You’ll also find options for MLAA, or Morphological Anti-Aliasing. This is basically AMD’s version of FXAA, which you can apply as a single post-process pass of anti-aliasing or on top of anti-aliasing you have set in-game.
Frequently asked questions
Why is aliasing bad?
Aliasing is essentially those unsightly jagged edges that appear in your computer graphics. When they’re not smoothed out as they would be with anti-aliasing, it can make your computer graphics look blurry or low-quality.
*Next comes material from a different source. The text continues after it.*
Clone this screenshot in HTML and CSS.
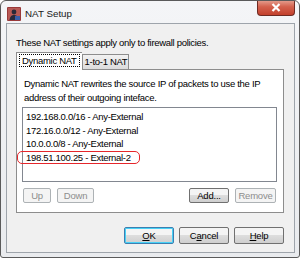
FILE: index.html
```html
<!DOCTYPE html>
<html lang="en">
<head>
  <meta charset="UTF-8" />
  <title>NAT Setup</title>
  <link rel="stylesheet" href="styles.css">
</head>
<body>

<div class="window">
  <div class="titlebar">
    <svg class="app-icon" width="14" height="14" viewBox="0 0 14 14">
      <rect x="0" y="0" width="14" height="14" rx="1" fill="#9a3a3a"/>
      <rect x="1" y="1" width="12" height="12" fill="#b85a55"/>
      <circle cx="7" cy="5" r="2.4" fill="#2a2a3a"/>
      <path d="M2.5 13 C3 9 5 8 7 8 C9 8 11 9 11.5 13 Z" fill="#2a2a3a"/>
      <rect x="8" y="9" width="5" height="4" fill="#3b5fa8"/>
    </svg>
    <span class="title">NAT Setup</span>
    <div class="close-btn">
      <svg width="10" height="9" viewBox="0 0 10 9">
        <path d="M1.5 1 L8.5 8 M8.5 1 L1.5 8" stroke="#fff" stroke-width="2.2"/>
      </svg>
    </div>
  </div>

  <div class="client">
    <p class="intro">These NAT settings apply only to firewall policies.</p>

    <div class="tabs">
      <div class="tab active"><span class="focus">Dynamic NAT</span></div>
      <div class="tab">1-to-1 NAT</div>
    </div>

    <div class="tab-panel">
      <p class="desc">Dynamic NAT rewrites the source IP of packets to use the IP address of their outgoing inteface.</p>

      <ul class="listbox">
        <li>192.168.0.0/16 - Any-External</li>
        <li>172.16.0.0/12 - Any-External</li>
        <li>10.0.0.0/8 - Any-External</li>
        <li><span class="marked">198.51.100.25 - External-2</span></li>
      </ul>

      <div class="list-actions">
        <div class="group">
          <button class="btn up" disabled>Up</button>
          <button class="btn down" disabled>Down</button>
        </div>
        <div class="group">
          <button class="btn add">Add...</button>
          <button class="btn remove" disabled>Remove</button>
        </div>
      </div>
    </div>

    <div class="dialog-actions">
      <button class="btn wide default"><u>O</u>K</button>
      <button class="btn wide">C<u>a</u>ncel</button>
      <button class="btn wide"><u>H</u>elp</button>
    </div>
  </div>
</div>

</body>
</html>
```

FILE: styles.css
```css
body {
  margin: 0;
  background: #fff;
  font-family: 'Liberation Sans', Arial, sans-serif;
  font-size: 9.5px;
  letter-spacing: -0.3px;
  color: #000;
}
.window {
  width: 298px;
  height: 256px;
  border: 1px solid #5a5a5a;
  border-radius: 6px 6px 3px 3px;
  background: linear-gradient(#f4f5f7, #e9ebee);
  display: flex;
  flex-direction: column;
  overflow: hidden;
}
.titlebar {
  height: 22px;
  flex: none;
  display: flex;
  align-items: flex-start;
  position: relative;
}
.app-icon {
  margin: 6px 0 0 6px;
}
.title {
  font-size: 9.8px;
  letter-spacing: 0;
  margin: 7px 0 0 4px;
  color: #1a1a1a;
}
.close-btn {
  position: absolute;
  right: 4px;
  top: -1px;
  width: 36px;
  height: 15px;
  border: 1px solid #6e2a22;
  border-top: none;
  border-radius: 0 0 4px 4px;
  background: linear-gradient(#e6a394, #d4614d 45%, #c2402c);
  display: flex;
  align-items: center;
  justify-content: center;
}
.client {
  margin: 0 4px 4px 5px;
  flex: 1;
  border: 1px solid #9ea4ab;
  background: #f0f0f0;
  display: flex;
  flex-direction: column;
  padding: 0 10px 0 9px;
}
.intro {
  margin: 12px 0 0 0;
  line-height: 13px;
}
.tabs {
  display: flex;
  align-items: flex-end;
  margin-top: 3px;
  height: 17px;
  flex: none;
  position: relative;
  z-index: 1;
}
.tab {
  border: 1px solid #8d8d8d;
  border-bottom: none;
  background: linear-gradient(#f2f2f2, #dcdcdc);
  padding: 0 1px 0 2px;
  height: 14px;
  line-height: 14px;
}
.tab.active {
  background: #fff;
  height: 17px;
  line-height: 16px;
  padding: 0 3px 0 3px;
  margin-bottom: -1px;
  border-right: none;
}
.focus {
  outline: 1px dotted #000;
  padding: 0 2px;
}
.tab-panel {
  border: 1px solid #8d8d8d;
  background: #fff;
  height: 144px;
  flex: none;
  box-sizing: border-box;
  padding: 0 6px 0 5px;
  display: flex;
  flex-direction: column;
}
.desc {
  margin: 7px 0 0 2px;
  line-height: 14px;
}
.listbox {
  list-style: none;
  margin: 2px 0 0 0;
  padding: 2px 2px;
  border: 1px solid #828790;
  height: 75px;
  flex: none;
  box-sizing: border-box;
}
.listbox li {
  line-height: 13.5px;
  height: 13.5px;
  padding-left: 1px;
}
.marked {
  position: relative;
}
.marked::after {
  content: "";
  position: absolute;
  left: -9px;
  right: -9px;
  top: -1px;
  bottom: -1px;
  border: 1.5px solid #e5262b;
  border-radius: 5px;
}
.list-actions {
  display: flex;
  justify-content: space-between;
  margin-top: 6px;
  padding: 0 1px 0 1px;
}
.group {
  display: flex;
  gap: 6px;
}
.btn {
  font-family: 'Liberation Sans', Arial, sans-serif;
  font-size: 9.5px;
  letter-spacing: -0.2px;
  height: 15px;
  padding: 0;
  border: 1px solid #707070;
  border-radius: 2px;
  background: linear-gradient(#f4f4f4 45%, #dddddd 50%, #cfcfcf);
  color: #000;
  line-height: 13px;
}
.btn:disabled {
  border-color: #adb2b5;
  background: #f4f4f4;
  color: #8d8d8d;
}
.btn.up { width: 28px; }
.btn.down { width: 37px; }
.btn.add { width: 40px; }
.btn.remove { width: 41px; }
.dialog-actions {
  display: flex;
  justify-content: flex-end;
  gap: 5px;
  margin-top: 14px;
}
.btn.wide {
  width: 50px;
  height: 17px;
}
.btn.default {
  border-color: #3c7fb1;
  box-shadow: inset 0 0 0 1px #48d1f6;
}
```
This can be especially distracting when you’re playing games on your computer.
Does anti-aliasing make graphics better or worse?
The whole point of anti-aliasing, when used correctly, is to improve the quality of your graphics by smoothing out the jagged edges that aliasing brings. So anti-aliasing should generally make your graphics better.
Should I turn anti-aliasing on or off?
For the most part, if you want better graphics while you game and without jagged lines, you should turn anti-aliasing on and keep it on. Plus your graphics card software will likely allow you to customize your anti-aliasing settings anyway so that you can figure out how to use it in a way that best fits your gaming needs and what your gaming PC can handle.